Around one year ago I came here looking for some measurement information of the Timex Sinclair 2068 because I wanted to make a replica.
Here it is the original thread: viewtopic.php?t=3030
I actually already had it but wanted some confirmation.
Anyway, if you read the thread above you know that by the time I had the intention of power it with a Raspberry Pi but this plan was gone. The fact is that I would end NOT using my ZXS clone. The reason is that although it was really great for me when I had one in the 1980s I think that now I prefer to stick with my romantic memories than face the reality (if you can get me). But that nostalgia still was there. Why that?
Well, I figured that everything I REALLY wanted was a nice and shiny console to look at as a trophy from the good old times. Then I made one from scratch and now it is hung at my office's wall. Long story short, I would like to show you the result...
If you like I can take more pics and describe how I made it. Enjoy!
PS: Now I am starting to work on a "simplified" replica of a ZX-Spectrum console. I have plans of make also a TS-2048 and an – ahem! - C64.
ZX81 iss 1 (bugged ROM, kludge fix, normal, rebuilt)
Iss 3 ZXVid
TS 1000 iss 3, ZXPand AY, ZX8-CCB, ZX-KDLX & ChromaSCART
TS 1500 & 2000
Spectrum 16k (iss 1 s/n 862)
Spectrum 48ks plus a DIVMMC future and SPECTRA
It's a pity that I didn't document the making off of it. The reason is that I didn't believe that I would finish the project (I have this problem of starting and never finish things), but I can shortly describe how it was done:
FIRST STEP - I started finding the proper size of the real computer. Mine probably is not EXACTLY the correct size but it's close: 37.5 cm length; 18.3 cm width with 4 cm tall in back and 3 cm tall in front. Then I researched online for good pictures to get the details and specially the top with the keyboard lettering.
SECOND STEP - I then remade from scratch the whole art of the keyboard in Photoshop. I will put the file online for download later.
THIRD STEP - Having the measurements of the case I traced the necessary parts I would need to assemble the case with Corel Draw. Actually it was not hard because it is basically a squared box. I traced all the 41 small rectangles plus the long one to make the protruded keys. Then I put it all together in a single file and sent to a company that cuts thin MDF (2 mm) with CNC using plasma. Really perfect work. It costed me around $20. I will put this file online too for whose want to cut the parts out.

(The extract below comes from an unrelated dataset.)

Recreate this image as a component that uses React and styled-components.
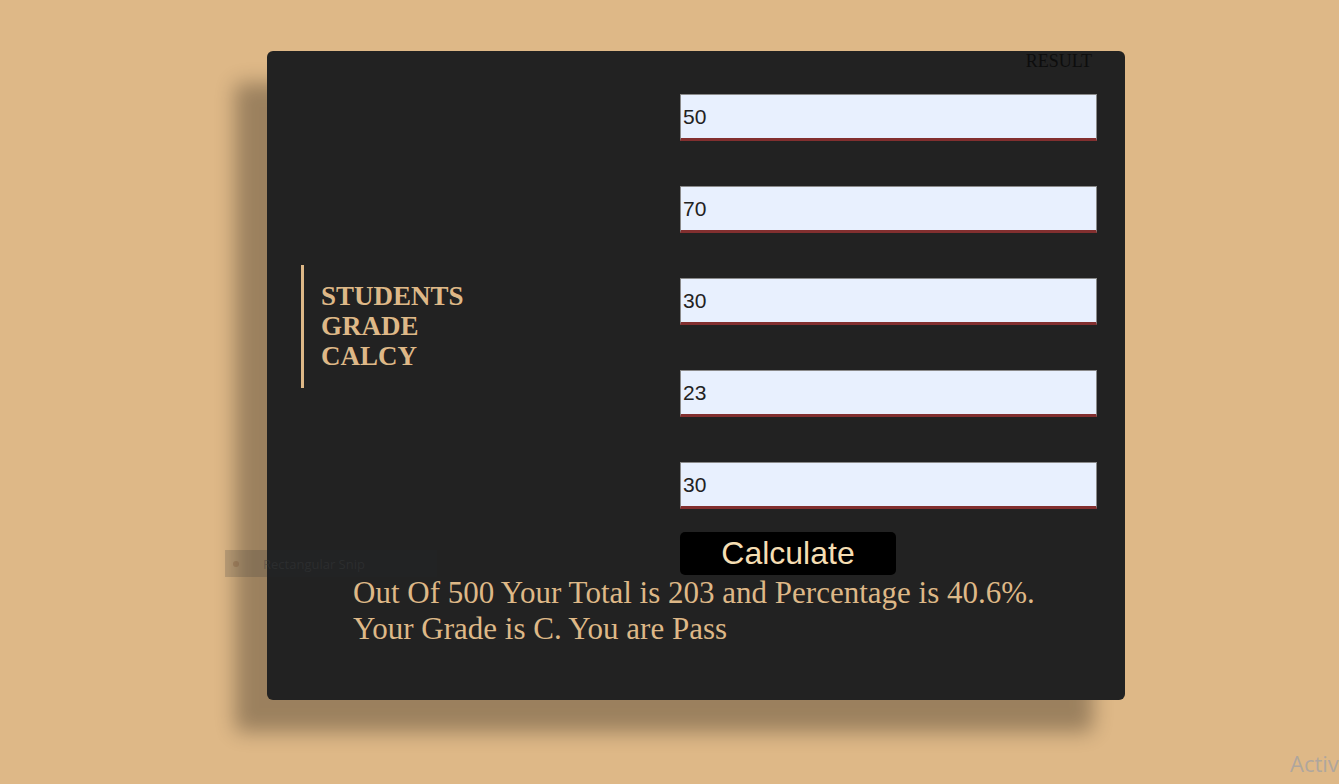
import styled, { createGlobalStyle } from "styled-components";

/*
Student grade calculator card, five marks in, total / percentage / grade out.
*/

const marks = ["50", "70", "30", "23", "30"];

function App() {
  const total = marks.reduce((sum, m) => sum + Number(m), 0);
  const percent = (total / 500) * 100;

  return (
    <>
      <GlobalStyle />
      <Page.Wrapper>
        <Card.Wrapper>
          <Card.Header>RESULT</Card.Header>
          <Card.Body>
            <Title.Wrapper>
              <Title.Block>
                STUDENTS
                <br />
                GRADE
                <br />
                CALCY
              </Title.Block>
            </Title.Wrapper>
            <Form.Wrapper>
              {marks.map((m, i) => (
                <Form.Input key={i} type="text" defaultValue={m} />
              ))}
              <Form.Button>Calculate</Form.Button>
            </Form.Wrapper>
          </Card.Body>
          <Card.Result>
            Out Of 500 Your Total is {total} and Percentage is {percent}%.
            <br />
            Your Grade is C. You are Pass
          </Card.Result>
        </Card.Wrapper>
        <Overlay.Snip>
          <Overlay.Dot />
          Rectangular Snip
        </Overlay.Snip>
        <Overlay.Watermark>Activ</Overlay.Watermark>
      </Page.Wrapper>
    </>
  );
}

const GlobalStyle = createGlobalStyle`
  html, body {
    margin: 0;
    padding: 0;
    overflow: hidden;
    background: #deb887;
  }
`;

const Page = {
  Wrapper: styled.div`
    position: relative;
    width: 1339px;
    height: 784px;
    padding: 51px 0 0 267px;
    box-sizing: border-box;
    background: #deb887;
  `
};

const Card = {
  Wrapper: styled.div`
    width: 858px;
    height: 649px;
    box-sizing: border-box;
    background: #222222;
    border-radius: 6px;
    box-shadow: -32px 32px 20px rgba(0, 0, 0, 0.3);
    display: flex;
    flex-direction: column;
  `,
  Header: styled.div`
    align-self: flex-end;
    margin-right: 33px;
    font-family: "Liberation Serif", "Times New Roman", serif;
    font-size: 18px;
    line-height: 21px;
    color: #0d0d0d;
  `,
  Body: styled.div`
    display: grid;
    grid-template-columns: 413px 417px;
    margin-top: 22px;
  `,
  Result: styled.div`
    padding-left: 86px;
    font-family: "Liberation Serif", "Times New Roman", serif;
    font-size: 31px;
    line-height: 36px;
    color: #deb887;
  `
};

const Title = {
  Wrapper: styled.div`
    padding: 171px 0 0 34px;
  `,
  Block: styled.div`
    width: max-content;
    border-left: 3px solid #deb887;
    padding: 16px 0 17px 17px;
    font-family: "Liberation Serif", "Times New Roman", serif;
    font-weight: bold;
    font-size: 27px;
    line-height: 30px;
    color: #deb887;
  `
};

const Form = {
  Wrapper: styled.div`
    display: flex;
    flex-direction: column;
    align-items: flex-start;
    gap: 45px;
  `,
  Input: styled.input`
    width: 417px;
    height: 47px;
    box-sizing: border-box;
    margin: 0;
    padding: 0 2px;
    background: #e8f0fe;
    border: 1px solid #8a8a8a;
    border-bottom: 3px solid #822f2f;
    outline: none;
    font-family: "Liberation Sans", Arial, sans-serif;
    font-size: 21px;
    color: #222222;
  `,
  Button: styled.button`
    margin-top: -22px;
    width: 216px;
    height: 43px;
    border: none;
    border-radius: 5px;
    background: #000000;
    color: #f5deb3;
    font-family: "Liberation Sans", Arial, sans-serif;
    font-size: 32px;
    line-height: 43px;
    padding: 0;
    cursor: pointer;
  `
};

const Overlay = {
  Snip: styled.div`
    position: absolute;
    left: 225px;
    top: 550px;
    width: 212px;
    height: 27px;
    display: flex;
    align-items: center;
    gap: 24px;
    padding-left: 8px;
    box-sizing: border-box;
    background: rgba(40, 46, 48, 0.18);
    font-family: "Open Sans", "Noto Sans", sans-serif;
    font-size: 13px;
    color: rgba(60, 62, 64, 0.4);
  `,
  Dot: styled.span`
    width: 6px;
    height: 6px;
    border-radius: 50%;
    background: rgba(120, 80, 50, 0.3);
  `,
  Watermark: styled.div`
    position: absolute;
    left: 1290px;
    top: 748px;
    white-space: nowrap;
    font-family: "Open Sans", "Noto Sans", sans-serif;
    font-size: 22px;
    color: rgba(160, 160, 165, 0.75);
  `
};

export default App;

FOURTH STEP - I assembled the box using superglue, made a few corrections using clay and sanded it. Then I primed it using a rattle can spray both sides. The grey color of the primer became the bottom side. Then I protected it with tape and sprayed the top side with silver, having then the basic of the "computer". I also primed all the "keys".
FIFTH STEP - I brought my Photoshop file to a smart print shop and got a high quality laser color print of it. Then I cropped the parts and using white glue I stuck it to the box. The most laborious part was to cut off of the paper all the small keys prints, stick it to each key and then stick the keys to their places.
LAST STEP - I installed a real life switch in the side so if one day I want to convert it into a working replica I still can (I really doubt I will do that).
As I said I will available later the files for download for whoever wants to make one. Also I can help with anything giving the details how I made it.
As Dessony mentioned is really hard to spot the differences, unless you look very closely and start to mess with it. But of course it is not PERFECT. It's just a decorative replica and totally not working: the cartridge bay cover won't open and the keys won't move. At a certain point I found a way of making the cover and keys to move but I ended thinking that there wouldn't worth the efforts.
The best part of all is that it didn't need any special matter and it was done completely using stuff that is in the reach of anyone. Also it was fun to build it and see it coming to life. Finally it was cheap, too much cheaper than if I's purchase a real 2068, specially because I know that I rarely would find one in such good shape.
Now, looking at it in my wall I feel it very rewarding. Even knowing that it is just a fake, believe it or not, it causes into my mind the very same warming feeling as if it would the real deal!
Now I am starting to work on a Spectrum replica. I am going to use a completely different approach on it because the curves. I will try to take pictures of the steps this time. The next project after that already has a name and it will be a TS-2048 that is a 'compact' version of the 2068 in black color.